Companies like Spacious and Reset offer a less expensive option by pairing with restaurants that typically only offer dinner service. Since restaurants that do not offer non-dinner service often have large, empty spaces during the day, both the startup and the restaurant capitalize on that unused space. During the day, virtual workers may use the tables and treat themselves to coffee and tea, Wi-Fi, power and the ambiance of a café versus an office. Once dinner service prep begins for the dining room, the workday is over, typically around 5 or 5:30 p.m.
Spacious is a startup founded by Preston Pesek and Chris Smothers that currently operates in New York City, where approximately 2,000 restaurants sit empty during the day. Virtual workers can be alone or in groups, and Spacious can also work with groups on private meetings. For $129 a month, virtual workers can get unlimited access to 11 Spacious partner restaurants in addition to having one free guest per hour. They also offer a reservation-free day pass for $20. Spacious features include coffee, snacks, Wi-Fi, work-friendly music, a host to take care of members and a digital platform for check-ins and payments.

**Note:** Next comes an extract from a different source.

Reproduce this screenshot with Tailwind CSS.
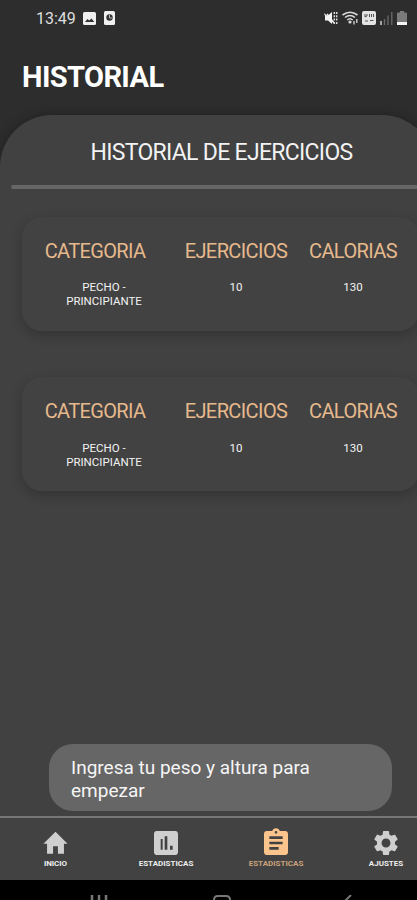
<!DOCTYPE html>
<html lang="es">
<head>
    <meta charset="UTF-8">
    <meta name="viewport" content="width=device-width, initial-scale=1.0">
    <title>Historial</title>
    <script src="https://cdn.jsdelivr.net/npm/@tailwindcss/browser@4"></script>
</head>
<body class="bg-[#2d2d2d] font-['Roboto',sans-serif] text-white">
<div class="w-full h-[900px] flex flex-col overflow-hidden relative">

    <!-- Barra de estado -->
    <div class="h-9 shrink-0 flex items-center justify-between pl-9 pr-[10px] text-[#dedede]">
        <div class="flex items-center">
            <span class="text-[16px] w-[41px] pt-px whitespace-nowrap">13:49</span>
            <svg class="ml-[6px] w-[13px] h-[13px]" viewBox="0 0 13 13"><rect width="13" height="13" rx="1.5" fill="#f0f0f0"/><path d="M2 10l2.5-3 1.7 1.6L8.5 6.500l2.800 3.500z" fill="#333"/></svg>
            <svg class="ml-2 w-[11px] h-[14px]" viewBox="0 0 11 14"><rect width="11" height="14" rx="1.5" fill="#f0f0f0"/><circle cx="5.500" cy="6.500" r="3.200" fill="#333"/><path d="M5.500 4v3h2.500" stroke="#bbb" fill="none"/></svg>
        </div>
        <div class="flex items-center">
            <svg class="w-[14px] h-[14px]" viewBox="0 0 14 14" fill="none"><path d="M0 2l3 2.500h1L8 1v12L4 9.500H1V5z" fill="#f4f4f4"/><path d="M3 3l7 9" stroke="#f4f4f4" stroke-width="1.500"/><path d="M10.300 1v12M12.700 1v12" stroke="#d8d8d8" stroke-width="1.500" stroke-dasharray="2 1.300"/></svg>
            <svg class="ml-1 w-[17px] h-[14px]" viewBox="0 0 17 14" fill="none" stroke="#dcdcdc" stroke-width="1.600"><path d="M.5 4Q8 -1.500 15.500 4M3 6.500Q8 2.500 13 6.500M5.300 9Q8 6.500 10.700 9"/><circle cx="8" cy="11" r=".8" fill="#dcdcdc"/><path d="M12 10v3.500M14.800 8v4" stroke-width="1.300"/></svg>
            <svg class="ml-[3px] w-[14px] h-[14px]" viewBox="0 0 14 14"><rect width="14" height="14" rx="2" fill="#e4e4e4"/><path d="M3 3v3l2-1v-2M7.500 3v3M9.500 3v3M11.500 3v3M3 10h3M8 9.500h3.500" fill="none" stroke="#555" stroke-width="1"/></svg>
            <svg class="ml-1 w-[13px] h-[14px]" viewBox="0 0 13 14"><path d="M1 10v4" stroke="#ccc" stroke-width="1.500"/><path d="M4.500 8v6M8 4.500V14M11.800 1v13" stroke="#6b6b6b" stroke-width="1.300"/></svg>
            <svg class="ml-1 w-[10px] h-[14px]" viewBox="0 0 10 14"><path d="M3 0h4v1.500h2a1 1 0 0 1 1 1V14H0V2.500a1 1 0 0 1 1-1h2z" fill="#7b7b7b"/><path d="M0 11h10v3H0z" fill="#f4f4f4"/></svg>
        </div>
    </div>

    <h1 class="h-[79px] shrink-0 pl-[22px] pt-[21px] text-[29px] leading-[41px] tracking-[-0.6px] font-bold">HISTORIAL</h1>

    <!-- Panel del historial -->
    <main class="w-[434px] grow flex flex-col bg-[#414141] rounded-t-[52px] shadow-[0_0_12px_rgba(0,0,0,0.3)]">
        <h2 class="pl-[90.5px] h-[70px] pt-[22px] text-[23px] leading-8 tracking-[-0.7px] text-[#f2f2f2]">HISTORIAL DE EJERCICIOS</h2>
        <div class="ml-[11px] h-[4px] shrink-0 rounded-full bg-[#666]"></div>

        <section class="ml-[22px] mt-[28px] w-[397px] h-[114px] shrink-0 rounded-[20px] bg-[#424242] shadow-[0_4px_12px_rgba(0,0,0,0.22)] grid grid-cols-[155px_118px_116px] pt-[22px] text-center">
            <div class="-ml-[9px]">
                <h3 class="text-[20px] leading-6 tracking-[-0.65px] text-[#e6b98d]">CATEGORIA</h3>
                <p class="ml-[18px] mt-[17px] text-[11.5px] leading-[14px] text-[#f2f2f2]">PECHO -<br>PRINCIPIANTE</p>
            </div>
            <div>
                <h3 class="text-[20px] leading-6 tracking-[-0.6px] text-[#e6b98d]">EJERCICIOS</h3>
                <p class="mt-[17px] text-[11.5px] leading-[14px] text-[#f2f2f2]">10</p>
            </div>
            <div>
                <h3 class="text-[20px] leading-6 tracking-[-0.6px] text-[#e6b98d]">CALORIAS</h3>
                <p class="mt-[17px] text-[11.5px] leading-[14px] text-[#f2f2f2]">130</p>
            </div>
        </section>

        <section class="ml-[22px] mt-[46px] w-[397px] h-[114px] shrink-0 rounded-[20px] bg-[#424242] shadow-[0_4px_12px_rgba(0,0,0,0.22)] grid grid-cols-[155px_118px_116px] pt-[22px] text-center">
            <div class="-ml-[9px]">
                <h3 class="text-[20px] leading-6 tracking-[-0.65px] text-[#e6b98d]">CATEGORIA</h3>
                <p class="ml-[18px] mt-[18px] text-[11.5px] leading-[14px] text-[#f2f2f2]">PECHO -<br>PRINCIPIANTE</p>
            </div>
            <div>
                <h3 class="text-[20px] leading-6 tracking-[-0.6px] text-[#e6b98d]">EJERCICIOS</h3>
                <p class="mt-[18px] text-[11.5px] leading-[14px] text-[#f2f2f2]">10</p>
            </div>
            <div>
                <h3 class="text-[20px] leading-6 tracking-[-0.6px] text-[#e6b98d]">CALORIAS</h3>
                <p class="mt-[18px] text-[11.5px] leading-[14px] text-[#f2f2f2]">130</p>
            </div>
        </section>

        <!-- Aviso -->
        <div class="mt-auto mb-[5px] ml-[49px] w-[343px] h-[67px] rounded-[24px] bg-[#666] pl-[22px] pt-[12px] text-[19px] leading-[23px] text-[#f5f5f5]">Ingresa tu peso y altura para<br>empezar</div>
    </main>

    <!-- Menú inferior -->
    <nav class="h-[64px] shrink-0 border-t-2 border-[#777] bg-[#424242] grid grid-cols-[111px_110px_110px_110px] text-[8px] leading-[10px] font-bold text-center text-[#eee]">
        <a class="flex flex-col items-center pt-[10px]">
            <svg class="w-[29px] h-[30px] -mb-px" viewBox="0 0 24 24" preserveAspectRatio="none" fill="#cfcfcf"><path d="M10 20.500v-6h4v6h5v-8h3L12 3 2 12.500h3v8z"/></svg>
            <span class="mt-[2px] tracking-[-0.1px]">INICIO</span>
        </a>
        <a class="flex flex-col items-center pt-[11px]">
            <svg class="w-8 h-8 -my-[2px]" viewBox="0 0 24 24" fill="#cfcfcf"><path d="M19 3H5c-1.100 0-2 .9-2 2v14c0 1.100.9 2 2 2h14c1.100 0 2-.9 2-2V5c0-1.100-.9-2-2-2zM9.500 17H8V9h1.500zm3.500 0h-2V7h2v10zm4 0h-2v-3h2z"/></svg>
            <span class="mt-[2px]">ESTADISTICAS</span>
        </a>
        <a class="flex flex-col items-center pt-[11px] text-[#c9a27c]">
            <svg class="w-8 h-8 -my-[2px]" viewBox="0 0 24 24" fill="#fbc48c"><path d="M19 3h-4.180C14.400 1.840 13.300 1 12 1c-1.300 0-2.400.84-2.820 2H5c-1.100 0-2 .9-2 2v14c0 1.100.9 2 2 2h14c1.100 0 2-.9 2-2V5c0-1.100-.9-2-2-2zm-7 0c.55 0 1 .45 1 1s-.45 1-1 1-1-.45-1-1 .45-1 1-1zm2 14H7v-2h7v2zm3-4H7v-2h10v2zm0-4H7V7h10v2z"/></svg>
            <span class="mt-[2px]">ESTADISTICAS</span>
        </a>
        <a class="flex flex-col items-center pt-[11px]">
            <svg class="w-[30px] h-[30px] -my-[1px]" viewBox="0 0 24 24" fill="#cfcfcf"><path d="M19.140 12.940c.04-.3.06-.61.06-.94 0-.32-.02-.64-.07-.94l2.030-1.580c.18-.14.23-.41.12-.61l-1.920-3.320c-.12-.22-.37-.29-.59-.22l-2.390.96c-.5-.38-1.030-.7-1.620-.94l-.36-2.540c-.04-.24-.24-.41-.48-.41h-3.840c-.24 0-.43.17-.47.41l-.36 2.540c-.59.24-1.130.57-1.620.94l-2.390-.96c-.22-.08-.47 0-.59.22L2.740 8.870c-.12.21-.08.47.12.61l2.030 1.580c-.05.3-.09.63-.09.94s.02.64.07.94l-2.030 1.580c-.18.14-.23.41-.12.61l1.920 3.320c.12.22.37.29.59.22l2.390-.96c.5.38 1.030.7 1.620.94l.36 2.540c.05.24.24.41.48.41h3.840c.24 0 .44-.17.47-.41l.36-2.540c.59-.24 1.130-.56 1.620-.94l2.390.96c.22.08.47 0 .59-.22l1.920-3.320c.12-.22.07-.47-.12-.61l-2.010-1.580zM12 15.600c-1.980 0-3.600-1.620-3.600-3.600s1.620-3.600 3.600-3.600 3.600 1.620 3.600 3.600-1.620 3.600-3.600 3.600z"/></svg>
            <span class="mt-[2px]">AJUSTES</span>
        </a>
    </nav>

    <!-- Botones del sistema -->
    <div class="h-5 shrink-0 bg-black flex items-end">
        <svg class="ml-[90px] w-[18px] h-[5px]" viewBox="0 0 18 5"><path d="M2 0v5M9 0v5M16 0v5" stroke="#777" stroke-width="2.500"/></svg>
        <svg class="ml-[105px] w-[18px] h-[5px]" viewBox="0 0 18 5" fill="none"><path d="M1 6V5q0-4 4-4h8q4 0 4 4v1" stroke="#777" stroke-width="2"/></svg>
        <svg class="ml-[112px] w-[10px] h-[5px]" viewBox="0 0 10 5"><path d="M8 0L2 6" stroke="#777" stroke-width="2"/></svg>
    </div>
</div>
</body>
</html>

“In a city where rent is such a meaningful component to a retailer’s expenses, and, therefore, its ultimate success or failure, Spacious is allowing restauranteurs to create a new revenue stream from their space during the daytime, when the space would otherwise have been vacant,” said Scott Aiese, JLL Managing Director in JLL’s New York City office. “It’s a clear evolution of the sharing economy and analogous to an accountant and a bartender sharing an apartment.”
Restaurants and members aren’t the only ones who have taken to what Spacious has to offer. Three venture capital firms, Lerer Hippeau Ventures, BoxGroup and SV Angel; MetaProp NYC, an accelerator; and private investors participated in a round of funding Scott Aiese last year, and the company is looking to expand to Boston and San Francisco.
The trend is also taking off in smaller markets like Austin, Texas, where restaurant coworking startup Reset operates. Founded by Siri Chakka and Silva Gentchev looking for a solution to their mutual struggle to find suitable workspaces in the city, Reset is, according to its website, “a way for people to experience new spaces in their local communities and get their work done – without breaking the bank.”
Reset charges as low as $3 per hour but have a flexible pricing model that ranges from day, month and even unlimited pricing. Currently in three locations, Reset has options that include teams and even students.
Shared workspace in restaurant and retail space combines current employment trends with commercial real estate. The situation can be a win-win for property owners, coworking companies and a growing virtual workforce.